Globe columnist Peter Grant meets Wirral-based Artist June Lornie who is simply mad about Alice in Wonderland.

ON reflection, June Lornie has an unusual take on the world.

The artist, who lives in New Brighton, opens her new Alice-themed exhibition at Birkenhead's Rathbone Studio this Tuesday (June 18).

Now she tells the Globe about her admiration for all things 'Alice.'

"As a child I spent most of my life in hospital and visiting days were once a month - the only time I saw my parents."

June recalls that the kindly doctors and nurses became her substitute parents.

"I had to lay on my back so I used a mirror.
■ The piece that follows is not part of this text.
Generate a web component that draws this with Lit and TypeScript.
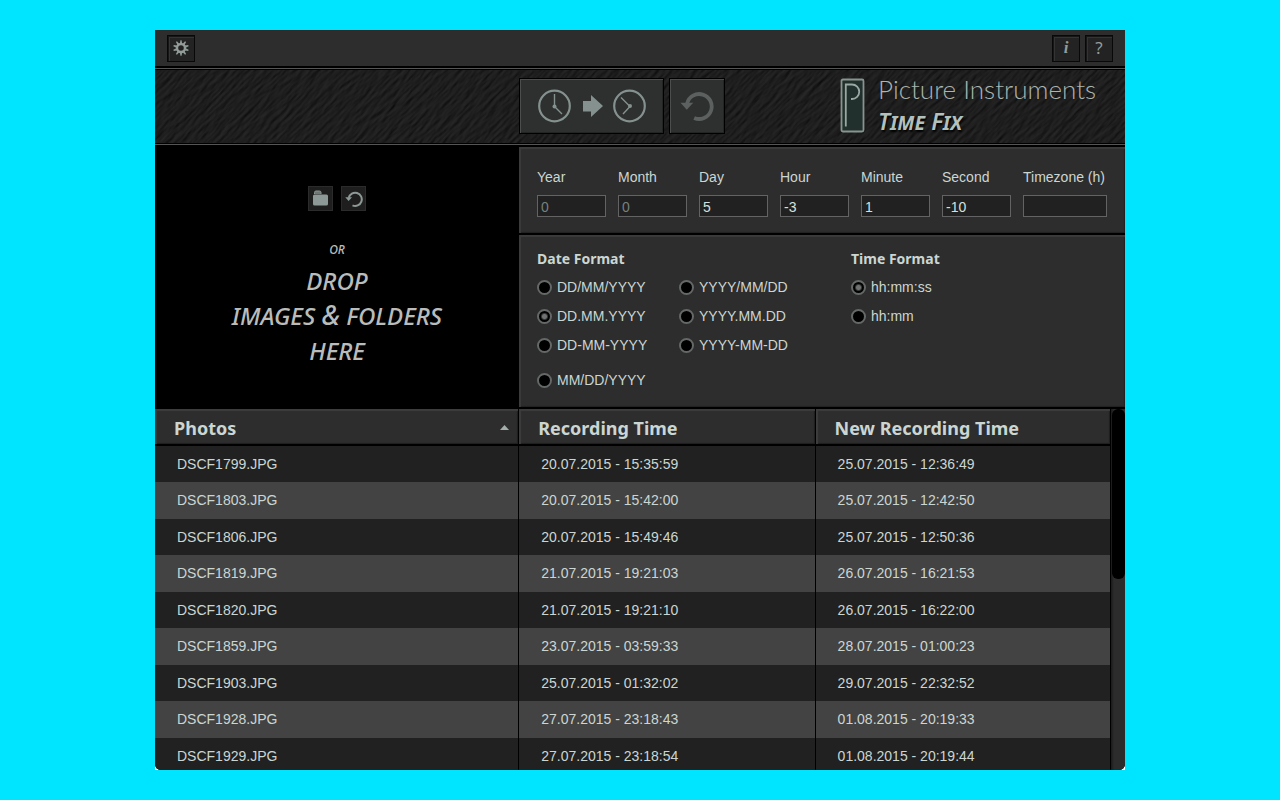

I always saw the world back-to-front.

"I was told fairy stories by the medical staff- stories such as such as Cinderella and Snow White."

That mirror became more than a passport invitation to open her vivid imagination into a make-believe place.

June said: "I was told about a little girl who went through a looking glass called Alice.

"At the time the story went over my head.

"Characters like the Queen of Hearts and Tweedle Dee and Tweedle Dum stayed in my mind."

Yet it was the character of Alice that inspired June to draw, paint, sew and stitch and also create costumes about her heroine.

"I used to think one day I would sit in a garden and follow a white rabbit down a hole and see all the strange things that Alice in her Wonderland saw and experienced."

As time passed not only on the March Hare watch, June's fascination with Alice grew and grew.

She started her own collection of Alice- themed books and her creative work expanded so much so that two pages of her illustrations appeared in a prestigious magazine.

Along with musician husband David, she joined The Lewis Carroll Society and they are still enthusiastic members to this day.

"I have held many exhibitions with my illustrations of Alice in Wonderland and I have dressed up as the Queen of Hearts to attend many Mad Hatter tea parties, she adds with a giggle.

June also has another ambition regarding Alice.

"One day I hope to start work on Alice Through the Looking Glass - that should keep me busy for a few years."

Alice in Wonderland is on view at the Rathbone Studio, 28 Argyle Street, Birkenhead from this Tuesday until August 31.

The venue is open Tuesdays to Saturday from 2pm to 5pm.

There is also a official exhibition opening of the event by storyteller and illustrator Cathy Roberts of Literally Books, New Brighton on June 21 at 4-7pm.